A l’abri du free sale, en effet, il risque de se former, entre le landlord et l’ancien tenancier, une classe intermédiaire victime de l’avidité du dernier. Il y a dans certaines régions de l’Irlande des cultivateurs ou sous-fermiers qui ne tiennent pas la terre directement du propriétaire légal, mais du tenancier, lequel leur en a cédé ou sous-loué la jouissance à un prix souvent bien supérieur au prix qu’il payait lui-même au landlord. S’il ne s’agissait que de rembourser au fermier sortant les dépenses qu’il a faites pour l’amélioration du sol, la vente du tenant-right aurait peu d’inconvéniens, et la valeur en serait relativement fixée sans grande difficulté ; mais il s’agit de la cession du droit d’occupation, du droit de copropriété du tenancier, et cette vente peut, dans la pratique, conduire à de singuliers abus et finir par déjouer les généreuses intentions des promoteurs du bill.

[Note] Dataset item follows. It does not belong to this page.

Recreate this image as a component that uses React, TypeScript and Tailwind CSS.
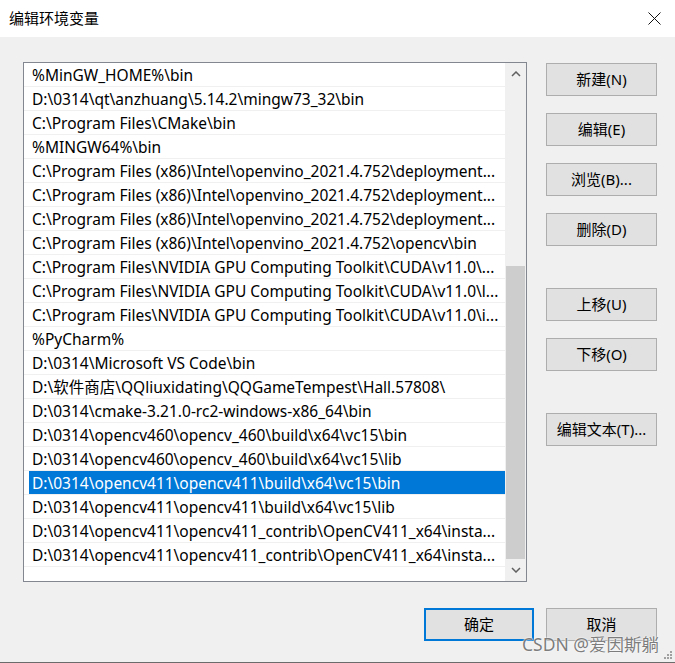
import React from "react";

const paths = [
  "%MinGW_HOME%\\bin",
  "D:\\0314\\qt\\anzhuang\\5.14.2\\mingw73_32\\bin",
  "C:\\Program Files\\CMake\\bin",
  "%MINGW64%\\bin",
  "C:\\Program Files (x86)\\Intel\\openvino_2021.4.752\\deployment...",
  "C:\\Program Files (x86)\\Intel\\openvino_2021.4.752\\deployment...",
  "C:\\Program Files (x86)\\Intel\\openvino_2021.4.752\\deployment...",
  "C:\\Program Files (x86)\\Intel\\openvino_2021.4.752\\opencv\\bin",
  "C:\\Program Files\\NVIDIA GPU Computing Toolkit\\CUDA\\v11.0\\...",
  "C:\\Program Files\\NVIDIA GPU Computing Toolkit\\CUDA\\v11.0\\l...",
  "C:\\Program Files\\NVIDIA GPU Computing Toolkit\\CUDA\\v11.0\\i...",
  "%PyCharm%",
  "D:\\0314\\Microsoft VS Code\\bin",
  "D:\\软件商店\\QQliuxidating\\QQGameTempest\\Hall.57808\\",
  "D:\\0314\\cmake-3.21.0-rc2-windows-x86_64\\bin",
  "D:\\0314\\opencv460\\opencv_460\\build\\x64\\vc15\\bin",
  "D:\\0314\\opencv460\\opencv_460\\build\\x64\\vc15\\lib",
  "D:\\0314\\opencv411\\opencv411\\build\\x64\\vc15\\bin",
  "D:\\0314\\opencv411\\opencv411\\build\\x64\\vc15\\lib",
  "D:\\0314\\opencv411\\opencv411_contrib\\OpenCV411_x64\\insta...",
  "D:\\0314\\opencv411\\opencv411_contrib\\OpenCV411_x64\\insta...",
];

const SELECTED = 17;

function WinButton({ label, className = "" }: { label: string; className?: string }) {
  return (
    <div
      className={`w-[111px] h-[33px] flex items-center justify-center bg-[#e1e1e1] border border-[#adadad] text-[15px] text-black ${className}`}
    >
      {label}
    </div>
  );
}

export default function App() {
  return (
    <div
      className="relative w-[675px] h-[663px] flex flex-col overflow-hidden border-b border-[#6b6b6b]"
      style={{ fontFamily: '"Noto Sans", "Noto Sans CJK SC", sans-serif' }}
    >
      {/* Title bar */}
      <div className="h-[37px] bg-white flex items-center justify-between pl-[9px] pr-[14px]">
        <span className="text-[15px] text-black">编辑环境变量</span>
        <svg width="13" height="13" viewBox="0 0 13 13" className="mt-[-1px]">
          <path d="M0.5 0.5 L12.5 12.5 M12.5 0.5 L0.5 12.5" stroke="#111" strokeWidth="1" fill="none" />
        </svg>
      </div>

      {/* Body */}
      <div className="flex-1 bg-[#f0f0f0] flex flex-col">
        <div className="flex pl-[23px] pt-[25px]">
          {/* List */}
          <div className="w-[504px] h-[520px] border border-[#828790] bg-white flex">
            <div className="flex-1 flex flex-col overflow-hidden">
              {paths.map((p, i) => (
                <div key={i} className="h-[24px] border-b border-[#f0f0f0] flex">
                  <div
                    className={`ml-[5px] flex-1 h-[23px] pl-[3px] pt-[3px] flex items-center whitespace-nowrap overflow-hidden text-[15.5px] ${
                      i === SELECTED ? "bg-[#0078d7] text-white" : "text-black"
                    }`}
                  >
                    {p}
                  </div>
                </div>
              ))}
            </div>
            {/* Scrollbar */}
            <div className="w-[21px] bg-[#f0f0f0] flex flex-col">
              <div className="h-[21px] flex items-center justify-center">
                <svg width="10" height="6" viewBox="0 0 10 6">
                  <path d="M1 5 L5 1 L9 5" stroke="#606060" strokeWidth="1.5" fill="none" />
                </svg>
              </div>
              <div className="h-[182px]" />
              <div className="h-[293px] mx-[1px] bg-[#cdcdcd]" />
              <div className="flex-1 flex items-center justify-center">
                <svg width="10" height="6" viewBox="0 0 10 6">
                  <path d="M1 1 L5 5 L9 1" stroke="#606060" strokeWidth="1.5" fill="none" />
                </svg>
              </div>
            </div>
          </div>

          {/* Buttons */}
          <div className="ml-[19px] pt-[1px] flex flex-col">
            <WinButton label="新建(N)" />
            <WinButton label="编辑(E)" className="mt-[17px]" />
            <WinButton label="浏览(B)..." className="mt-[17px]" />
            <WinButton label="删除(D)" className="mt-[17px]" />
            <WinButton label="上移(U)" className="mt-[42px]" />
            <WinButton label="下移(O)" className="mt-[17px]" />
            <WinButton label="编辑文本(T)..." className="mt-[42px]" />
          </div>
        </div>

        {/* Bottom buttons */}
        <div className="flex justify-end gap-[12px] pr-[18px] mt-[26px]">
          <div className="w-[110px] h-[33px] flex items-center justify-center bg-[#e1e1e1] border-2 border-[#0078d7] text-[15px] text-black">
            确定
          </div>
          <WinButton label="取消" />
        </div>
      </div>

      {/* Watermark */}
      <div
        className="absolute left-[522px] top-[631px] text-[17.5px] text-[#7d7d7d] whitespace-nowrap"
        style={{ textShadow: "0 0 2px #fff, 0 0 1px #fff" }}
      >
        CSDN @爱因斯躺
      </div>

      {/* Resize grip */}
      <div className="absolute right-[3px] bottom-[3px] grid grid-cols-3 gap-[1px]">
        {[0, 1, 2, 3, 4, 5, 6, 7, 8].map((k) => (
          <div
            key={k}
            className={`w-[2px] h-[2px] ${k === 2 || k === 4 || k === 5 || k >= 6 ? "bg-[#a0a0a0]" : "bg-transparent"}`}
          />
        ))}
      </div>
    </div>
  );
}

Au lieu d’être toujours en naturelle connexité, les deux termes d’ordinaire associés dans la formule des trois f, le fair rent et le free sale, la rente équitable et la libre vente du tenant-right peuvent souvent se trouver en conflit et s’exclure mutuellement. Un lord d’Irlande en a fait la remarque dans une lettre au Times[1]. Le free sale, si on ne lui impose des limites, doit détruire le fair rent, car si le tenancier est libre de vendre son droit d’occupation, il le vendra le plus cher possible à un successeur qui souvent sera hors d’état de servir à la fois la rente du propriétaire et l’intérêt du capital versé à l’ancien tenancier. Qu’importe que l’état fixe à bas prix la rente du sol si, pour la jouissance de son champ, le laboureur paie d’ailleurs une lourde redevance à son prédécesseur ? Un des reproches faits au bill, c’est qu’en restreignant le droit des landlords, il tend plus ou moins à les désintéresser de la terre, à les transformer en simples toucheurs de rente et, par suite, en parasites. Or la libre vente du tenant-right tend à créer à la longue, au-dessous des landlords actuels, une seconde classe de toucheurs

  1. Lord Dunraven ; Times, 13 avril 1881.